You wouldn’t exactly call Jaime Lannister a role model and the 44-year-old Danish actor who portrays him in the hit series Game of Thrones agrees with that. But he likes to dig a little deeper and at least find a slightly noble motivation behind his character’s deeds.
“Some of his actions have been so brutal,” Nikolaj Coster-Waldau said in a recent interview in Los Angeles. “But it was always interesting to me that you do something out of love – which is something that’s beautiful – but what you do is really just horrible, brutal, deadly. But if you look at our world, a lot of times we do stuff with the best intentions and that’s the whole question of does the end justify the means?”

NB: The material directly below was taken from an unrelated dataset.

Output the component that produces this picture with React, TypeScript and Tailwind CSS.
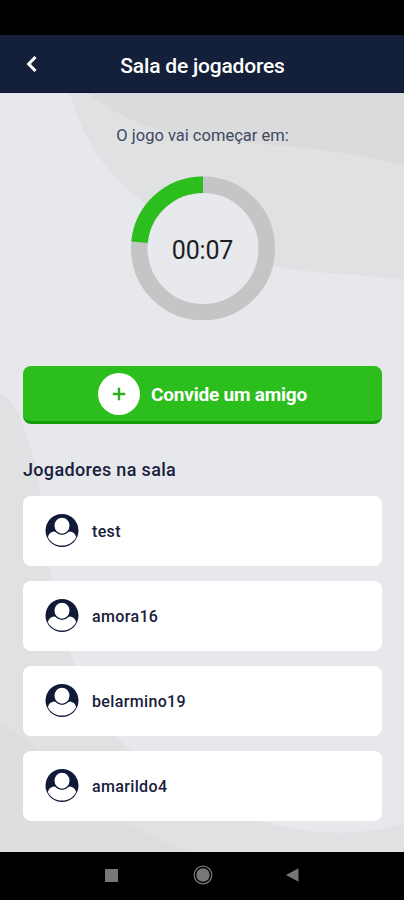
import React from "react";

const players = ["test", "amora16", "belarmino19", "amarildo4"];

const Backdrop: React.FC = () => (
  <svg viewBox="0 0 404 759" className="absolute inset-0 h-full w-full" aria-hidden="true">
    <path d="M70 0C78 36 105 82 140 107C178 142 225 168 275 174C318 181 360 181 404 187V0Z" fill="#e0e1e3" />
    <path d="M88 0C120 26 165 44 215 48C290 52 350 58 404 73V0Z" fill="#d9dbdd" />
    <path d="M0 300C20 312 32 350 39 392C43 430 46 455 51 480C60 535 80 610 125 652C170 692 210 716 265 729C310 743 360 743 404 731V759H0Z" fill="#e0e1e3" />
    <path d="M0 632C35 644 50 680 85 704C120 728 150 745 190 759H0Z" fill="#dbdddf" />
  </svg>
);

const CountdownRing: React.FC<{ label: string }> = ({ label }) => (
  <div className="relative flex h-36 w-36 items-center justify-center">
    <svg viewBox="0 0 144 144" className="absolute inset-0 h-full w-full" fill="none" strokeWidth="16.5">
      <circle cx="72" cy="72.4" r="63.75" fill="#e7e9ed" stroke="#c5c5c5" />
      <path d="M8.55 66.2A63.75 63.75 0 0 1 72 8.65" stroke="#2bbe1d" />
    </svg>
    <span className="relative pt-[5px] text-[25px] leading-none tracking-[-0.2px] text-[#1d1e24]">{label}</span>
  </div>
);

const PlayerAvatar: React.FC = () => (
  <svg viewBox="0 0.5 34 34" className="h-[34px] w-[34px] shrink-0" fill="none">
    <circle cx="17" cy="17" r="16.5" fill="#101a38" />
    <path d="M2.9 23.4C3.6 20.5 5.6 18.4 8.6 17.9L17 19.5L25.4 17.9C28.4 18.4 30.4 20.5 31.1 23.4C28.8 28.7 23.5 32 17 32S5.2 28.7 2.9 23.4Z" fill="#fff" />
    <ellipse cx="17" cy="12.2" rx="8.1" ry="8.6" fill="#fff" stroke="#101a38" strokeWidth="1.2" />
  </svg>
);

export default function App() {
  return (
    <div className="flex h-[900px] w-[404px] flex-col overflow-hidden bg-black font-['Roboto',sans-serif]">
      {/* Status bar area */}
      <div className="h-[35px] shrink-0" />

      <header className="grid h-[58px] shrink-0 grid-cols-[64px_1fr_64px] items-center border-b border-[#0a1238] bg-[#141f39]">
        <button className="flex justify-center pt-px" aria-label="Voltar">
          <svg viewBox="0 0 12 18" className="h-[18px] w-3" fill="none" stroke="#fff" strokeWidth="3.1">
            <path d="M9.5 2L2.7 9L9.5 16" />
          </svg>
        </button>
        <h1 className="pt-1 pl-px text-center text-[21px] leading-7 font-medium tracking-[-0.2px] whitespace-nowrap text-white">Sala de jogadores</h1>
      </header>

      <main className="relative h-[759px] shrink-0 bg-[#e6e8ec]">
        <Backdrop />
        <div className="relative flex flex-col pt-[31px] pr-[22px] pl-[23px]">
          <p className="text-center text-[16.5px] leading-6 text-[#414860]">O jogo vai começar em:</p>
          <div className="mt-[28px] flex justify-center">
            <CountdownRing label="00:07" />
          </div>

          <button className="mt-[46px] flex h-[58px] items-center justify-center rounded-lg border-b-3 border-[#16990c] bg-[#2bbe1d]">
            <span className="flex h-[42px] w-[42px] items-center justify-center rounded-full bg-white">
              <svg viewBox="0 0 14 14" className="h-3.5 w-3.5" stroke="#2bae20" strokeWidth="2.4">
                <path d="M7 .8V13.2M.8 7H13.2" />
              </svg>
            </span>
            <span className="ml-[11px] pt-[2px] text-[19px] leading-6 font-bold tracking-[-0.2px] text-white">Convide um amigo</span>
          </button>

          <h2 className="mt-[34px] text-lg leading-6 font-medium tracking-[0.33px] text-[#18203b]">Jogadores na sala</h2>
          <ul className="mt-[14px] flex flex-col gap-[15px]">
            {players.map((name) => (
              <li key={name} className="flex h-[70px] items-center rounded-lg bg-white pl-[22px]">
                <PlayerAvatar />
                <span className="ml-[13px] pt-[2px] text-base leading-5 font-medium tracking-[0.35px] text-[#18203b]">{name}</span>
              </li>
            ))}
          </ul>
        </div>
      </main>

      {/* Android navigation */}
      <nav className="flex h-[46px] shrink-0 items-center bg-black pl-[105px]">
        <span className="h-[13px] w-[13px] bg-[#777]" />
        <svg viewBox="0 0 20 20" className="ml-[75px] h-5 w-5" fill="none">
          <circle cx="10" cy="10" r="8.8" stroke="#777" strokeWidth="1.3" />
          <circle cx="10" cy="10" r="6.7" fill="#777" />
        </svg>
        <svg viewBox="0 0 13 14" className="ml-[73px] h-3.5 w-[13px]" fill="#777">
          <path d="M0 7L12.5 .2V13.8Z" />
        </svg>
      </nav>
    </div>
  );
}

Nikolaj Coster-Waldau’s initial appearance on the show, when it all started on HBO back in April of 2011 certainly was rather shocking: A love scene with his sister Cersei Lannister (Lena Headey). At the end of the show’s fourth season, he has another intense sex scene with her – but this time in front of the corpse of their deceased father, and rough to an extent that some might interpret it as rape. But again, Nikolaj Coster-Waldau focuses on his character’s positive development. “I think it’s still love of his family,” he says about his character’s motivation. “Since Season 3 he met Brienne, he lost his hand and he’s kind of had to re-find himself in this new situation and also growing older and having to take responsibility not just for himself but for his family. He’s lived the life in secrets and now maybe he realizes that this didn’t go too well.” In the fourth season he did open up to Brienne of Tarth (Gwendoline Christie) about his big secret of why he became a king slayer. “That kind of allowed him to be truthful,” says Nikolaj Coster-Waldau. “And I think that’s a journey he’s on about just letting go of all the crap and just stand up and be the man he is, like his dad said early on. There was a scene with Tyrion, the first scene they had, when he said: ‘I want you to become the man you were always meant to be’. I think he’s trying and he’s on that – on that path.”
He finished season four with what seemed the best intentions, wanting to save his brother and eventually doing so. It turned into a disaster because he ended up losing his father. At the beginning of season five we find he is still in mourning but embarking on new travels and a new adventure.
But when it comes right down to it Coster-Waldau does have his misgivings about Jamie as a man: “He would never be my best friend!” he told us. Part of the thrill of Game of Thrones is that you never know who will die next. Unless you read the books by George R.R. Martin, which by the way might not be a give-away either, because show-runner David Benioff and D.B. Weiss have made (even bloodier) changes to their version.
“I’m curious,” says Nikolaj Coster-Waldau about the end of his character in the show. “I’m really curious to see because it’s a great story and you know we’re coming to the end of telling this story and so you have a feeling that not that many people will be left standing by the end.”